To most of Tokyo’s denizens, Daikanyama T-Site is a multipurpose café/bookstore/art gallery that happens to have a very convenient parking lot. However, on one Sunday morning each month, that parking lot turns into a very quiet showcase of some of the best cars in the Tokyo area.
This week’s theme was carbureted cars, yielding some absolute classics which ranged from a race ready Alpine A110 to a homologation special, Lancia 037. Considering that carburetors tend to be cranky in the cold, the number of venturi-effect powered cars that braved the 35 degree (1°C) temperatures was quite a statement.
Besides the standout Lancia 037 and the A110s, there were many Lotus Europas, a trio of Caterham Sevens, a couple Ferrari Dinos, several show room ready Minis, and all natures of Skylines. The quality and rarity of the cars gave the entire event a concours level feel, only made more astounding by the fact that this happens every month with a different set of cars.
A Highly Selective Event
The people who run Daikanyama T-Site want the event to be relatively quiet, as evidenced by the early 7:00 AM start and sparse advertising. I think that mentality really taps into the hidden nature of Japanese Culture.
Unlike other countries where you can roll up to a meet and join the crowd, the Japanese make you earn your spot. The advertising is minimal and timing is poor (7:00 AM on a Sunday Morning!), so you really need to keep an eye out and plan ahead to make it.
Considering the number of modified cars in the Tokyo area, limiting the size may be a good thing. The over the top attendance of the Fresh Tokyo Car Meet is evidence enough what happens when you advertise an event well and schedule it at a convenient time.
But even beyond the practicalities, the Japanese do tend to be very restrictive about who’s in and not. This selectivity is what leads people to call the Japanese Car Culture secretive and mysterious. However, I think more than being unfriendly, their attitude it’s just a side effect of the sheer number of car enthusiasts in the Tokyo area.
By making event attendance inconvenient, only people who really care about cars will attend. Since those people generally have some of the best cars, that difficulty will ensure only the best cars attend. Ignacio Marques used a similar tactic with Bubble Gun Treffin via his limited ticket purchasing window.
The Japanese Aren’t (all) Robots
And I think this mentality extends to the rest of Japan. Tokyo is one of the most dense and populous cities in the world – each square mile of Tokyo has more people than an average sized American town. In a city that large, you can afford to be unfriendly to a few hundred or even thousand people while still maintaining a social circle.

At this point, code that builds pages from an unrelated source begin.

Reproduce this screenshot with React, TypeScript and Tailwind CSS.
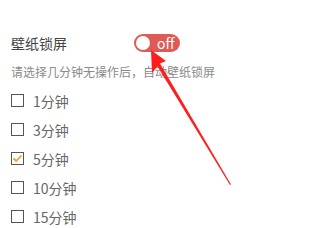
import { useState } from "react";

const OPTIONS = [
  { label: "1分钟", checked: false },
  { label: "3分钟", checked: false },
  { label: "5分钟", checked: true },
  { label: "10分钟", checked: false },
  { label: "15分钟", checked: false },
];

const FONT = {
  fontFamily: '"Microsoft YaHei", "Noto Sans CJK SC", "Noto Sans", sans-serif',
};

function Checkbox({ checked }: { checked: boolean }) {
  return (
    <span className="flex size-[13px] shrink-0 items-center justify-center border border-[#555] bg-white">
      {checked && (
        <svg width="11" height="9" viewBox="0 0 11 9" fill="none">
          <path d="M1.5 4.5 L4.2 7 L9.5 1.5" stroke="#f0a030" strokeWidth="1.8" />
        </svg>
      )}
    </span>
  );
}

export default function App() {
  const [on, setOn] = useState(false);

  return (
    <div
      className="relative h-[228px] w-[336px] overflow-hidden bg-white"
      style={FONT}
    >
      <div className="flex flex-col px-[11px] pt-[34px]">
        <div className="flex h-[18px] items-center">
          <span className="w-[123px] text-[14px] leading-none text-[#444]">壁纸锁屏</span>
          <button
            className="flex h-[18px] w-[46px] items-center gap-[7px] rounded-full bg-[#e05a55] pl-[2px]"
            onClick={() => setOn(!on)}
            type="button"
          >
            <span className="size-[14px] rounded-full bg-white" />
            <span className="pb-[1px] text-[14px] leading-none text-white">off</span>
          </button>
        </div>
        <p className="mt-[12px] text-[12px] leading-[16px] text-[#8a8a8a]">
          请选择几分钟无操作后，自动壁纸锁屏
        </p>
        <div className="mt-[6px] flex flex-col">
          {OPTIONS.map((opt) => (
            <label className="flex h-[29px] items-center gap-[9px]" key={opt.label}>
              <Checkbox checked={opt.checked} />
              <span className="text-[14px] leading-none text-[#666]">{opt.label}</span>
            </label>
          ))}
        </div>
      </div>

      {/* annotation arrow */}
      <svg
        className="pointer-events-none absolute left-0 top-0"
        height="228"
        width="336"
      >
        <path
          d="M151 50 L152 73 L157.5 66.5 L230 185 L231 184.5 L160 63.5 L166 61 Z"
          fill="#ff1e1e"
        />
      </svg>
    </div>
  );
}
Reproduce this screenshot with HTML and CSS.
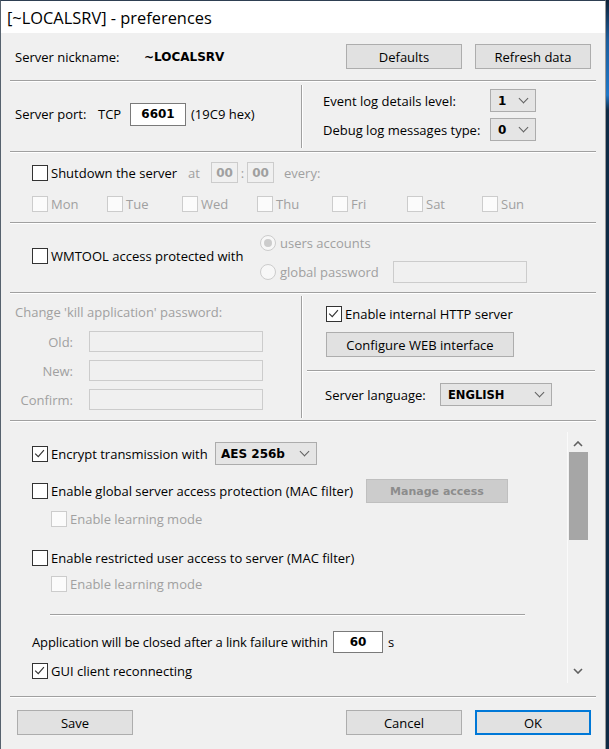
FILE: index.html
```html
<!DOCTYPE html>
<html>
<head>
<meta charset="utf-8">
<link rel="stylesheet" href="styles.css">
</head>
<body>
<div class="window">
  <div class="titlebar">[~LOCALSRV] - preferences</div>

  <div class="sec sec1">
    <span class="nick-label">Server nickname:</span>
    <span class="val">~LOCALSRV</span>
    <button class="btn btn-top btn-first">Defaults</button>
    <button class="btn btn-top">Refresh data</button>
  </div>
  <div class="hr"></div>

  <div class="sec sec2">
    <div class="col-left port-row">
      <span class="port-label">Server port:</span>
      <span class="tcp-label">TCP</span>
      <span class="field field-port val">6601</span>
      <span class="hex">(19C9 hex)</span>
    </div>
    <div class="vr"></div>
    <div class="col-right log-col">
      <div class="log-row">
        <span class="log-label">Event log details level:</span>
        <span class="select select-small"><span class="val">1</span><span class="chev"></span></span>
      </div>
      <div class="log-row">
        <span class="log-label">Debug log messages type:</span>
        <span class="select select-small"><span class="val">0</span><span class="chev"></span></span>
      </div>
    </div>
  </div>
  <div class="hr"></div>

  <div class="sec sec3">
    <div class="shut-row">
      <label class="check shut-check"><span class="cb"></span>Shutdown the server</label>
      <span class="dis at-label">at</span>
      <span class="field field-time val">00</span>
      <span class="dis colon">:</span>
      <span class="field field-time val">00</span>
      <span class="dis every">every:</span>
    </div>
    <div class="days-row">
      <label class="check day dis"><span class="cb cb-dis"></span>Mon</label>
      <label class="check day dis"><span class="cb cb-dis"></span>Tue</label>
      <label class="check day dis"><span class="cb cb-dis"></span>Wed</label>
      <label class="check day dis"><span class="cb cb-dis"></span>Thu</label>
      <label class="check day dis"><span class="cb cb-dis"></span>Fri</label>
      <label class="check day dis"><span class="cb cb-dis"></span>Sat</label>
      <label class="check day dis"><span class="cb cb-dis"></span>Sun</label>
    </div>
  </div>
  <div class="hr"></div>

  <div class="sec sec4">
    <label class="check wm-check"><span class="cb"></span>WMTOOL access protected with</label>
    <div class="radio-col">
      <label class="radio-row dis"><span class="rb rb-on"></span>users accounts</label>
      <div class="radio-row">
        <label class="radio-item dis"><span class="rb"></span>global password</label>
        <span class="field field-pass"></span>
      </div>
    </div>
  </div>
  <div class="hr"></div>

  <div class="sec sec5">
    <div class="col-left kill-col">
      <div class="kill-title dis">Change 'kill application' password:</div>
      <div class="kill-row"><span class="kill-label dis">Old:</span><span class="field field-kill"></span></div>
      <div class="kill-row"><span class="kill-label dis">New:</span><span class="field field-kill"></span></div>
      <div class="kill-row"><span class="kill-label dis">Confirm:</span><span class="field field-kill"></span></div>
    </div>
    <div class="vr vr5"></div>
    <div class="col-right http-col">
      <label class="check http-check"><span class="cb"><svg viewBox="0 0 16 16" width="14" height="14"><path d="M2.5 7.5 L6 11 L12.5 3.5" fill="none" stroke="#333" stroke-width="1.3"/></svg></span>Enable internal HTTP server</label>
      <button class="btn btn-web">Configure WEB interface</button>
      <div class="hr hr-right"></div>
      <div class="lang-row">
        <span class="lang-label">Server language:</span>
        <span class="select select-lang"><span class="val">ENGLISH</span><span class="chev"></span></span>
      </div>
    </div>
  </div>
  <div class="hr"></div>

  <div class="scroll">
    <div class="scroll-content">
      <div class="row enc-row">
        <label class="check enc-check"><span class="cb"><svg viewBox="0 0 16 16" width="14" height="14"><path d="M2.5 7.5 L6 11 L12.5 3.5" fill="none" stroke="#333" stroke-width="1.3"/></svg></span>Encrypt transmission with</label>
        <span class="select select-aes"><span class="val">AES 256b</span><span class="chev"></span></span>
      </div>
      <div class="row glob-row">
        <label class="check glob-check"><span class="cb"></span>Enable global server access protection (MAC filter)</label>
        <button class="btn btn-manage">Manage access</button>
      </div>
      <div class="row learn-row learn1">
        <label class="check dis"><span class="cb cb-dis"></span>Enable learning mode</label>
      </div>
      <div class="row restr-row">
        <label class="check"><span class="cb"></span>Enable restricted user access to server (MAC filter)</label>
      </div>
      <div class="row learn-row learn2">
        <label class="check dis"><span class="cb cb-dis"></span>Enable learning mode</label>
      </div>
      <div class="hr hr-inner"></div>
      <div class="row app-row">
        <span class="app-label">Application will be closed after a link failure within</span>
        <span class="field field-sec val">60</span>
        <span class="sec-unit">s</span>
      </div>
      <div class="row gui-row">
        <label class="check"><span class="cb"><svg viewBox="0 0 16 16" width="14" height="14"><path d="M2.5 7.5 L6 11 L12.5 3.5" fill="none" stroke="#333" stroke-width="1.3"/></svg></span>GUI client reconnecting</label>
      </div>
    </div>
    <div class="scrollbar">
      <svg class="arrow" viewBox="0 0 10 6" width="10" height="6"><path d="M1 5 L5 1 L9 5" fill="none" stroke="#606060" stroke-width="1.6"/></svg>
      <div class="thumb"></div>
      <div class="track-fill"></div>
      <svg class="arrow" viewBox="0 0 10 6" width="10" height="6"><path d="M1 1 L5 5 L9 1" fill="none" stroke="#606060" stroke-width="1.6"/></svg>
    </div>
  </div>
  <div class="hr"></div>

  <div class="footer">
    <button class="btn btn-foot">Save</button>
    <button class="btn btn-foot btn-cancel">Cancel</button>
    <button class="btn btn-foot btn-ok">OK</button>
  </div>
</div>
</body>
</html>
```

FILE: styles.css
```css
* { box-sizing: border-box; }
html, body { margin: 0; padding: 0; }
body {
  width: 609px;
  height: 749px;
  overflow: hidden;
  background: linear-gradient(#0d2238 0, #1c5d9c 40px, #1f78c8 95px, #0e2a45 110px, #0e2a45 100%);
  font-family: "Open Sans", "Noto Sans", sans-serif;
  font-size: 13px;
  color: #000;
  white-space: nowrap;
}
.window {
  width: 606px;
  height: 749px;
  background: #f0f0f0;
  border-top: 1px solid #2e3f52;
  border-left: 1px solid #56626e;
  border-right: 1px solid #9a9a9a;
  display: flex;
  flex-direction: column;
}
.titlebar {
  height: 32px;
  flex: none;
  background: #fff;
  padding-left: 6px;
  display: flex;
  align-items: center;
  font-size: 16.4px;
}
.hr {
  height: 2px;
  flex: none;
  margin: 0 9px;
  border-top: 1px solid #a0a0a0;
  border-bottom: 1px solid #fff;
}
.vr {
  width: 2px;
  flex: none;
  margin: 3px 0;
  border-left: 1px solid #a0a0a0;
  border-right: 1px solid #fff;
}
.sec { flex: none; display: flex; }
.val {
  font-family: "DejaVu Sans", Verdana, sans-serif;
  font-weight: bold;
  font-size: 12px;
}
.dis { color: #a0a0a0; }

/* buttons */
.btn {
  font-family: inherit;
  font-size: 13px;
  color: #000;
  background: #e1e1e1;
  border: 1px solid #adadad;
  padding: 0;
  height: 25px;
  width: 116px;
  display: flex;
  align-items: center;
  justify-content: center;
  white-space: nowrap;
}

/* fields */
.field {
  display: flex;
  align-items: center;
  justify-content: center;
  background: #fff;
  border: 1px solid #7a7a7a;
  flex: none;
}
.select {
  display: flex;
  align-items: center;
  background: #e5e5e5;
  border: 1px solid #acacac;
  height: 23px;
  padding-left: 7px;
  flex: none;
}
.chev {
  margin-left: auto;
  margin-right: 8px;
  width: 7px;
  height: 7px;
  border-right: 1px solid #606060;
  border-bottom: 1px solid #606060;
  transform: translateY(-2px) rotate(45deg);
}

/* checkboxes / radios */
.check { display: flex; align-items: center; white-space: nowrap; }
.cb {
  width: 16px;
  height: 16px;
  flex: none;
  border: 1px solid #333;
  background: #fff;
  margin-right: 3px;
  display: flex;
  align-items: center;
  justify-content: center;
}
.cb-dis { border-color: #cccccc; background: #fbfbfb; }
.rb {
  width: 16px;
  height: 16px;
  flex: none;
  border: 1px solid #cccccc;
  border-radius: 50%;
  background: #f7f7f7;
  margin-right: 4px;
  display: flex;
  align-items: center;
  justify-content: center;
}
.rb-on::after {
  content: "";
  width: 8px;
  height: 8px;
  border-radius: 50%;
  background: #cccccc;
}

/* section 1 */
.sec1 { height: 47px; align-items: center; padding-left: 14px; padding-right: 14px; }
.nick-label { width: 129px; }
.btn-first { margin-left: auto; margin-right: 13px; }

/* section 2 */
.sec2 { height: 69px; }
.col-left { width: 300px; flex: none; }
.col-right { flex: 1; }
.port-row { display: flex; align-items: center; padding-left: 14px; padding-bottom: 5px; }
.port-label { width: 83px; }
.tcp-label { width: 32px; }
.field-port { width: 56px; height: 23px; }
.hex { margin-left: 5px; }
.log-col { padding-top: 7px; padding-left: 20px; display: flex; flex-direction: column; gap: 6px; }
.log-row { display: flex; align-items: center; height: 23px; }
.log-label { width: 167px; }
.select-small { width: 46px; }

/* section 3 */
.sec3 { height: 69px; flex-direction: column; padding-left: 31px; padding-top: 9px; }
.shut-row { display: flex; align-items: center; height: 21px; }
.shut-check { width: 156px; }
.at-label { width: 23px; }
.field-time { width: 27px; height: 21px; background: #f0f0f0; border-color: #cccccc; color: #a0a0a0; }
.colon { width: 9px; text-align: center; }
.every { margin-left: 10px; }
.days-row { display: flex; margin-top: 13px; height: 16px; }
.day { width: 75px; }

/* section 4 */
.sec4 { height: 68px; padding-left: 31px; }
.wm-check { width: 228px; height: 16px; margin-top: 24px; }
.radio-col { display: flex; flex-direction: column; padding-top: 9px; gap: 8px; }
.radio-row { display: flex; align-items: center; height: 20px; }
.radio-row + .radio-row { height: 22px; }
.radio-item { display: flex; align-items: center; width: 133px; }
.field-pass { width: 134px; height: 22px; background: #f0f0f0; border-color: #cccccc; }

/* section 5 */
.sec5 { height: 126px; }
.vr5 { margin: 2px 0; }
.kill-col { padding-left: 14px; padding-top: 8px; display: flex; flex-direction: column; }
.kill-title { height: 20px; display: flex; align-items: center; margin-bottom: 9px; }
.kill-row { display: flex; align-items: center; height: 21px; margin-bottom: 8px; }
.kill-label { width: 58px; text-align: right; margin-right: 16px; }
.field-kill { width: 174px; height: 21px; background: #f0f0f0; border-color: #cccccc; }
.http-col { display: flex; flex-direction: column; padding-top: 12px; }
.http-check { height: 16px; margin-left: 23px; }
.btn-web { width: 188px; height: 25px; margin-left: 23px; margin-top: 10px; }
.hr-right { margin: 13px 10px 0 4px; }
.lang-row { display: flex; align-items: center; margin-top: 11px; margin-left: 22px; height: 23px; }
.lang-label { width: 115px; }
.select-lang { width: 112px; }
.select-lang .val { font-size: 11.5px; }

/* scroll area */
.scroll { flex: none; height: 274px; display: flex; }
.scroll-content { width: 566px; flex: none; padding-left: 31px; padding-top: 20px; display: flex; flex-direction: column; }
.row { display: flex; align-items: center; flex: none; }
.enc-row { height: 23px; }
.enc-check { width: 183px; }
.select-aes { width: 102px; padding-left: 5px; }
.glob-row { height: 24px; margin-top: 14px; }
.glob-check { width: 334px; }
.btn-manage {
  width: 142px;
  height: 24px;
  background: #cccccc;
  border-color: #bfbfbf;
  color: #8c8c8c;
  font-family: "DejaVu Sans", Verdana, sans-serif;
  font-weight: bold;
  font-size: 11px;
}
.learn-row { height: 16px; padding-left: 19px; }
.learn1 { margin-top: 8px; }
.restr-row { height: 16px; margin-top: 23px; }
.learn2 { margin-top: 10px; }
.hr-inner { margin: 22px 0 0 18px; width: 475px; }
.app-row { height: 22px; margin-top: 15px; }
.app-label { width: 301px; letter-spacing: -0.12px; }
.field-sec { width: 50px; height: 22px; }
.sec-unit { margin-left: 5px; }
.gui-row { height: 16px; margin-top: 10px; }

.scrollbar {
  width: 21px;
  flex: none;
  margin-top: 10px;
  height: 251px;
  border-left: 1px solid #fafafa;
  display: flex;
  flex-direction: column;
  align-items: center;
}
.arrow { flex: none; margin-top: 9px; }
.thumb { width: 19px; height: 88px; background: #a6a6a6; margin-top: 5px; flex: none; }
.track-fill { flex: 1; }
.scrollbar .arrow:last-child { margin: 0 0 9px 0; }

/* footer */
.footer { flex: 1; display: flex; padding-top: 12px; padding-left: 16px; }
.btn-cancel { margin-left: auto; margin-right: 13px; }
.btn-ok { margin-right: 14px; border: 2px solid #0078d7; }
```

To put it another way – think of New Yorkers. The reason they have a reputation for being rude is (in part) because they can be an asshole and still meet enough other assholes to have a solid cadre of asshole friends.
The problem for many foreigners is that most Japanese people are also very polite. As a result, they’ll seem like they are being very friendly up to a certain point. Once the conversation crosses that polite line, they revert to their closed selves – leading to the reputation of being unfeeling.
However, like with car culture, the way to get in with the Japanese is to care. Show up enough times, pay enough attention and actually be interested. Then people will open up. I don’t think that the Japanese are cold, unfeeling robots, and I don’t think the Japanese car culture is intentionally secretive. I just think they’ve been spoiled by the number of people and amazing cars around them.